◆ **Listed records**:
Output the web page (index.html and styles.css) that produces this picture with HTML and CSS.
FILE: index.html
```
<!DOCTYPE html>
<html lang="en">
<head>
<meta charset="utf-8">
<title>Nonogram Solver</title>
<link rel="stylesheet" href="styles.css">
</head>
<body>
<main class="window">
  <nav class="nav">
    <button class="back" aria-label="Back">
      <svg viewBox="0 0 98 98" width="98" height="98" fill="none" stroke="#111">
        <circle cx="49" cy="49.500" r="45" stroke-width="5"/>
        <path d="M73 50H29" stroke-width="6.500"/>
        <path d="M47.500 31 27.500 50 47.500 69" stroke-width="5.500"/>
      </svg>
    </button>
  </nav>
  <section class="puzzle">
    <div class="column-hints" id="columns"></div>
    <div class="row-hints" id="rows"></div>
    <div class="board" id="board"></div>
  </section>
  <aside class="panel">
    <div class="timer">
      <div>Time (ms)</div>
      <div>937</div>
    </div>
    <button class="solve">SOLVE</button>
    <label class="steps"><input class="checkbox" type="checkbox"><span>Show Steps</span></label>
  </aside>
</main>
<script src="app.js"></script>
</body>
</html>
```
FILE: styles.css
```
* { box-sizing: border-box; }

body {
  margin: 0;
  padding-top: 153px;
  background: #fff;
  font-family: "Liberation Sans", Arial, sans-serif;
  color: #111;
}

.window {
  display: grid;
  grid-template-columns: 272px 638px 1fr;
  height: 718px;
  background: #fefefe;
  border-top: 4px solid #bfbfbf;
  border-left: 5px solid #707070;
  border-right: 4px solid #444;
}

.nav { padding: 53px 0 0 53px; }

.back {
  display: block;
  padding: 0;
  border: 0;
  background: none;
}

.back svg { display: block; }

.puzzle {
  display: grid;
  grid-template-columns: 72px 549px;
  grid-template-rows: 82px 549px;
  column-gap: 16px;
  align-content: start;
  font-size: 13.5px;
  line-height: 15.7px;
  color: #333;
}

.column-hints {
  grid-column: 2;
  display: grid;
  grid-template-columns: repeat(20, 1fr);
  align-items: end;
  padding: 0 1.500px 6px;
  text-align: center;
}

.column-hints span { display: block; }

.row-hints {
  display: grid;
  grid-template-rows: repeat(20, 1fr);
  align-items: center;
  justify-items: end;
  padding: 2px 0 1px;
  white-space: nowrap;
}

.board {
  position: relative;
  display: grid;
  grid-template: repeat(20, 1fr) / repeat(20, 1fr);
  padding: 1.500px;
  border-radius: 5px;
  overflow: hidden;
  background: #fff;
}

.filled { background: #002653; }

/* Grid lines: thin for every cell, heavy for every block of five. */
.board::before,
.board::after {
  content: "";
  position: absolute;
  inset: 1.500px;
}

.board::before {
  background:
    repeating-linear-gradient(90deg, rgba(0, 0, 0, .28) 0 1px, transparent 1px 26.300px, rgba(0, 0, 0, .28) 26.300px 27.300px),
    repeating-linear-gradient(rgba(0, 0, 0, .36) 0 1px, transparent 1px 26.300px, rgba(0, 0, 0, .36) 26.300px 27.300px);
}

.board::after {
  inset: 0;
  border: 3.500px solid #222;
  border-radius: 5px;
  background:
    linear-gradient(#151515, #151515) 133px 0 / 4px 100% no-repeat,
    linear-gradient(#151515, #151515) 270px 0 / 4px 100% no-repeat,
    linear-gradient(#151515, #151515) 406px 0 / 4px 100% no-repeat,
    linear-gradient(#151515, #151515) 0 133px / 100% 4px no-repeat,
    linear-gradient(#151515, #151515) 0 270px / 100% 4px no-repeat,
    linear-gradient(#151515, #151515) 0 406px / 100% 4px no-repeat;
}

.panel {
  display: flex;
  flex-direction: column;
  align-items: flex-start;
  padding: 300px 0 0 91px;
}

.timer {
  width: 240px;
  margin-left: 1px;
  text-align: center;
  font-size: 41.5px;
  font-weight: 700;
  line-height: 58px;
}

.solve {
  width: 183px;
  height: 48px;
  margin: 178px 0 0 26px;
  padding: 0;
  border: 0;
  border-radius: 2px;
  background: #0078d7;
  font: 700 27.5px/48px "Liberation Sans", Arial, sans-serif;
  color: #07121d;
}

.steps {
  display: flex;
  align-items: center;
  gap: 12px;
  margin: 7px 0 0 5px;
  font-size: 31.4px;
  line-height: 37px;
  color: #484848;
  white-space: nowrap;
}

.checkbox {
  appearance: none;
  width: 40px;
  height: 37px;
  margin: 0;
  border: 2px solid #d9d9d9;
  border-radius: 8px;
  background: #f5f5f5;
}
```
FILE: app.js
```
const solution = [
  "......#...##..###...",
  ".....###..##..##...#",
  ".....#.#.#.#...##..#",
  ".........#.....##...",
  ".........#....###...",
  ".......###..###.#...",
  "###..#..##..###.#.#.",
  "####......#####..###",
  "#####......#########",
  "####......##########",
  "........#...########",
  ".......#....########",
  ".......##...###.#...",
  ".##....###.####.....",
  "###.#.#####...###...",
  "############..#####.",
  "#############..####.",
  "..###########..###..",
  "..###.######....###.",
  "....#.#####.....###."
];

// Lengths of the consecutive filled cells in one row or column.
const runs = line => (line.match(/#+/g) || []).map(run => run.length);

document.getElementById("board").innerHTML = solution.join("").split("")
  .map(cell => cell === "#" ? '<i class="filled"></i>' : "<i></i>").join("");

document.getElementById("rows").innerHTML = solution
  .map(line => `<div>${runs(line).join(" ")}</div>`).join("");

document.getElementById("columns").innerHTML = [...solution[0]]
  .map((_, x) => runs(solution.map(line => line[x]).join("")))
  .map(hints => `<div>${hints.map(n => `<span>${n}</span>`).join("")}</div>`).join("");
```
...
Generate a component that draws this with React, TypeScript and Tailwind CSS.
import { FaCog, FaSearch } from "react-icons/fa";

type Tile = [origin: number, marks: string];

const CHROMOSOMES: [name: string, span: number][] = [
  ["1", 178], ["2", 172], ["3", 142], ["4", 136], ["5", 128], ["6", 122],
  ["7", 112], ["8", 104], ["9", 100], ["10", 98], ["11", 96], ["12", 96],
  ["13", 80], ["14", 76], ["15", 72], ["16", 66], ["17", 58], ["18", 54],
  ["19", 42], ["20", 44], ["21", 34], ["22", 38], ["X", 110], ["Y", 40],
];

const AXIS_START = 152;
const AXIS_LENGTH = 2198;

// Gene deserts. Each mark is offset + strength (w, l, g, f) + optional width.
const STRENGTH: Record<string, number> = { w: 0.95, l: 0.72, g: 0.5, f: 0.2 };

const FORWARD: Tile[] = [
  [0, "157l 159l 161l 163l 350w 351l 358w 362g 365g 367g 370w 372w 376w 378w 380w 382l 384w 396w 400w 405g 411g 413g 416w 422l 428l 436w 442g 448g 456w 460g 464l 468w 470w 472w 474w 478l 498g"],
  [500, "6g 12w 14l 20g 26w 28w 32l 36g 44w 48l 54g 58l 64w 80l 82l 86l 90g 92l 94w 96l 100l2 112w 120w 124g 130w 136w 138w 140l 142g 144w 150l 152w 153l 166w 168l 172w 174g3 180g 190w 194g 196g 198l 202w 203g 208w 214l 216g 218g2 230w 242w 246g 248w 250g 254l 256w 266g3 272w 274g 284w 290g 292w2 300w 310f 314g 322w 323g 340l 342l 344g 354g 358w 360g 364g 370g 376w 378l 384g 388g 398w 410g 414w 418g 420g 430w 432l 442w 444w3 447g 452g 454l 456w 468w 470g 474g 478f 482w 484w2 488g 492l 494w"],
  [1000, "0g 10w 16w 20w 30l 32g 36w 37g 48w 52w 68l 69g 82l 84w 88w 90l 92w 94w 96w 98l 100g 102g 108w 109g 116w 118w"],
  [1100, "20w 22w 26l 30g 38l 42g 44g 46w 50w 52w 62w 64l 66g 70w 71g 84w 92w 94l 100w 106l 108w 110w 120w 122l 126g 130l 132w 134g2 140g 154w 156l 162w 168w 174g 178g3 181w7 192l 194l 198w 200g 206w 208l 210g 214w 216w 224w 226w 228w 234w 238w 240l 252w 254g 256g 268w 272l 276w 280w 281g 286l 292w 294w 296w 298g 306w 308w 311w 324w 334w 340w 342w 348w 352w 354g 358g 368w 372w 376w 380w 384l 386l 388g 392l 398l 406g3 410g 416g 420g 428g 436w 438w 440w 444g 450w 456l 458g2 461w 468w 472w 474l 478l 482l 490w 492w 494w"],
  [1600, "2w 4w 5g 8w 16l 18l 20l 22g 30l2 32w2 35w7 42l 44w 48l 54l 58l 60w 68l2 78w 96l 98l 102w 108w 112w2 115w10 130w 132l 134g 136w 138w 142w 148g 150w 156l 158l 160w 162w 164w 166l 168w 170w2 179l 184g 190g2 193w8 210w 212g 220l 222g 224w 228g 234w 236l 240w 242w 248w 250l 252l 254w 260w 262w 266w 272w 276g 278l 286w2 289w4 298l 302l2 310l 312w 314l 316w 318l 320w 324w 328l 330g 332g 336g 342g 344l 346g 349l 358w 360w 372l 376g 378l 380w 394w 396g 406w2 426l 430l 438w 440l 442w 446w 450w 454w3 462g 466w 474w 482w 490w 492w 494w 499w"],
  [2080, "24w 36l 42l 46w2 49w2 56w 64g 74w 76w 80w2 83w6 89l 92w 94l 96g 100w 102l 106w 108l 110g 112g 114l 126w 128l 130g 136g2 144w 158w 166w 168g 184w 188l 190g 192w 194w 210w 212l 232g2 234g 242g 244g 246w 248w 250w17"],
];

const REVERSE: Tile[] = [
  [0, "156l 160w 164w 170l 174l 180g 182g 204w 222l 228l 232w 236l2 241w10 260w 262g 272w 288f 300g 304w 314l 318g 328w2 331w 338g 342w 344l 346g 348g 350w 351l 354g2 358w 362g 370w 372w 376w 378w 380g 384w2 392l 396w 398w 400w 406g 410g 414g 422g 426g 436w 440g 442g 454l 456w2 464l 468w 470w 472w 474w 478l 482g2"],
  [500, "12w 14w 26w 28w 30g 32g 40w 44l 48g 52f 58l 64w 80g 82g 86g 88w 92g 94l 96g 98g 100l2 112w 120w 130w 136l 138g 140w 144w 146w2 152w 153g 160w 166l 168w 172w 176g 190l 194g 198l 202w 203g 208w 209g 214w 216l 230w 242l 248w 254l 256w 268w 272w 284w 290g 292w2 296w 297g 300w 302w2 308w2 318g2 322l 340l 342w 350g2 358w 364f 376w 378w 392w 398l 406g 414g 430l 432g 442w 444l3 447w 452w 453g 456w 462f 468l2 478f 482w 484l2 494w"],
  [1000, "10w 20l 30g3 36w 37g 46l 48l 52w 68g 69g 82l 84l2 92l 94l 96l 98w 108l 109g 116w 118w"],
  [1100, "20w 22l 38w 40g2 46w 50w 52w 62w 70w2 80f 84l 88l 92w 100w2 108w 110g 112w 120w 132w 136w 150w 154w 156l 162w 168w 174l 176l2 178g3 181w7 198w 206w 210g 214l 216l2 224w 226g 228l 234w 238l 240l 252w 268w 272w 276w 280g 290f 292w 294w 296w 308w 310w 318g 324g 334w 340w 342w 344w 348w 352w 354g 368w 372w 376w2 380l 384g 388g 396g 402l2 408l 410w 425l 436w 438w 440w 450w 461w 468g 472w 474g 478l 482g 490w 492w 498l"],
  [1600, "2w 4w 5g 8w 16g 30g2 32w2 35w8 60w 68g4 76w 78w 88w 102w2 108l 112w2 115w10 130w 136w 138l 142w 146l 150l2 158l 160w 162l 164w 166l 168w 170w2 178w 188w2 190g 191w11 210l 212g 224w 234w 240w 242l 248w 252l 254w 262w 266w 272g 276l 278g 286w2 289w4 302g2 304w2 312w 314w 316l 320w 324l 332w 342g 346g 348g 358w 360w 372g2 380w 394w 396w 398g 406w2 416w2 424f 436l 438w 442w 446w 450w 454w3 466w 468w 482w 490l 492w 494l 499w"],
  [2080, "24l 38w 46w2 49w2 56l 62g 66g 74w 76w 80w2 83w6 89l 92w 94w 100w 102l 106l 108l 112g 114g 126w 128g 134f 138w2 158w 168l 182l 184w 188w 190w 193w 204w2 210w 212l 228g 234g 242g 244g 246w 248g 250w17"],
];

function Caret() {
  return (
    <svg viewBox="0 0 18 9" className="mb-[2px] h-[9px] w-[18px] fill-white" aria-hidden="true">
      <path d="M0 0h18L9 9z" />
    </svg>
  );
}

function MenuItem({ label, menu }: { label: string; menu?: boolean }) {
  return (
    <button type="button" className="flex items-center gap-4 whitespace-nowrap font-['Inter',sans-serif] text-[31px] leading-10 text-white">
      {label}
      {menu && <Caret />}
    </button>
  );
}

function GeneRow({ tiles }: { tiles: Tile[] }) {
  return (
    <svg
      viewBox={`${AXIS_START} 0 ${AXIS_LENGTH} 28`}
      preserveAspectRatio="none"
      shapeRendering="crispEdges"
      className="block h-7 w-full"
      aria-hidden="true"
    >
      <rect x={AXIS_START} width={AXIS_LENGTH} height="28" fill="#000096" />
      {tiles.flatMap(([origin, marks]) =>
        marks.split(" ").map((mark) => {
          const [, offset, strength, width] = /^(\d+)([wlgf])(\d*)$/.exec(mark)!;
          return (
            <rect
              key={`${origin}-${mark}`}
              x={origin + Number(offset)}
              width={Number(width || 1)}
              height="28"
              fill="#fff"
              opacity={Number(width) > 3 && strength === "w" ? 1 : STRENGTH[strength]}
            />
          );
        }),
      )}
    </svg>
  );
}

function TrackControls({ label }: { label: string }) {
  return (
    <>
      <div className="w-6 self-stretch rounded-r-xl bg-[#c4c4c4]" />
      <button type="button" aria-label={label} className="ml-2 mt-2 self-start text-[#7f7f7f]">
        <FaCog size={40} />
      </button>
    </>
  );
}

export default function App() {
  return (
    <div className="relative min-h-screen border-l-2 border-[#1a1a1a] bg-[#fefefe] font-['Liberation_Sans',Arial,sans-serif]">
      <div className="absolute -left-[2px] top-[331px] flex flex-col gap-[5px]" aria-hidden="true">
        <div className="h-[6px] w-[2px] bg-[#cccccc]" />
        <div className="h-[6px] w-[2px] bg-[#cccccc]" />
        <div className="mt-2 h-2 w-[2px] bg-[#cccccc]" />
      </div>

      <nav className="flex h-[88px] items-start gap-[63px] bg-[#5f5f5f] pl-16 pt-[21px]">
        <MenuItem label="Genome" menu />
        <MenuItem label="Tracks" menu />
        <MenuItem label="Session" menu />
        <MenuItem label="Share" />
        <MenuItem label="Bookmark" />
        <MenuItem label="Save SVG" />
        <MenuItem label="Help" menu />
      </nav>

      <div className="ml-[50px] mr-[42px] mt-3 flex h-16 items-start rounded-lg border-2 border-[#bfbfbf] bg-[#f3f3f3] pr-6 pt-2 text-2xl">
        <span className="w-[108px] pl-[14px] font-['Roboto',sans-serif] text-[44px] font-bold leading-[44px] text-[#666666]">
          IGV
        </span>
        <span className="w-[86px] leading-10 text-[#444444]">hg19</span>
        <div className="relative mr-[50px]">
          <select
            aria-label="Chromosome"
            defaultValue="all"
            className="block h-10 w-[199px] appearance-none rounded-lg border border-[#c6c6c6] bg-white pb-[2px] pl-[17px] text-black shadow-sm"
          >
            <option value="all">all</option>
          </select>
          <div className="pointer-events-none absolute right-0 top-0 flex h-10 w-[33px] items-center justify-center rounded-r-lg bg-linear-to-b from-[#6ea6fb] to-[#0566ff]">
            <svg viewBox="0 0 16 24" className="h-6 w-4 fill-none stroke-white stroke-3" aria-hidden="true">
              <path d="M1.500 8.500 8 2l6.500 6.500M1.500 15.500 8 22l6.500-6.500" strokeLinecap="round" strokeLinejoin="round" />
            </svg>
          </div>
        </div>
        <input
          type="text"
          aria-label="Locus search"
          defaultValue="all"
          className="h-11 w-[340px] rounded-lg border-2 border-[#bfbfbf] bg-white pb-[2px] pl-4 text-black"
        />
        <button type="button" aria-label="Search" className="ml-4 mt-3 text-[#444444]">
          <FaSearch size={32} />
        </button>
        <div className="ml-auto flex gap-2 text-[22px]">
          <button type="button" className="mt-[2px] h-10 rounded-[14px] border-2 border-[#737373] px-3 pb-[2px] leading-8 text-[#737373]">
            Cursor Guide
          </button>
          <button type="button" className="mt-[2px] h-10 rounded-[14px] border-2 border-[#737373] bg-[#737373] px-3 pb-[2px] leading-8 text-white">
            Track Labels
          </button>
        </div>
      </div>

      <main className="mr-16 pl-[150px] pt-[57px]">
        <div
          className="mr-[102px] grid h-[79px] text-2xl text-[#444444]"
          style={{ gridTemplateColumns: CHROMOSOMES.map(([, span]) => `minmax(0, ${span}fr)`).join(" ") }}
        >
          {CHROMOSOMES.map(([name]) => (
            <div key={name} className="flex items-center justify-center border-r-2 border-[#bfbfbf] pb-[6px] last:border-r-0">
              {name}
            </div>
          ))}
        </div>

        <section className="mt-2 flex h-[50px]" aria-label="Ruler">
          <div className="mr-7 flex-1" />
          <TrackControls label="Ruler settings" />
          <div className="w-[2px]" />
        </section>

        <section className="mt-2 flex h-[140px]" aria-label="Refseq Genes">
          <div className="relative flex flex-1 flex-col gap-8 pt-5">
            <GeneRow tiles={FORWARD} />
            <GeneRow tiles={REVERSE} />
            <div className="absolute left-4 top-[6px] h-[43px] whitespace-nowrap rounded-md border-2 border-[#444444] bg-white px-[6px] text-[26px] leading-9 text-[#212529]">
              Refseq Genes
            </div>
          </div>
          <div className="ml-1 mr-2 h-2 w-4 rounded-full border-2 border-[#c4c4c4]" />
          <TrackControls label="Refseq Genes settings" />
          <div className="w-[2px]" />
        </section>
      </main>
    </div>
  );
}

◆ **Written exercise**: Begin at the line that has "Generate a component"; stop after the line that has "const STRENGTH: Record<string, number>". Copy every line in that span exactly.

◆ **Output for this exercise**:
Generate a component that draws this with React, TypeScript and Tailwind CSS.
import { FaCog, FaSearch } from "react-icons/fa";

type Tile = [origin: number, marks: string];

const CHROMOSOMES: [name: string, span: number][] = [
  ["1", 178], ["2", 172], ["3", 142], ["4", 136], ["5", 128], ["6", 122],
  ["7", 112], ["8", 104], ["9", 100], ["10", 98], ["11", 96], ["12", 96],
  ["13", 80], ["14", 76], ["15", 72], ["16", 66], ["17", 58], ["18", 54],
  ["19", 42], ["20", 44], ["21", 34], ["22", 38], ["X", 110], ["Y", 40],
];

const AXIS_START = 152;
const AXIS_LENGTH = 2198;

// Gene deserts. Each mark is offset + strength (w, l, g, f) + optional width.
const STRENGTH: Record<string, number> = { w: 0.95, l: 0.72, g: 0.5, f: 0.2 };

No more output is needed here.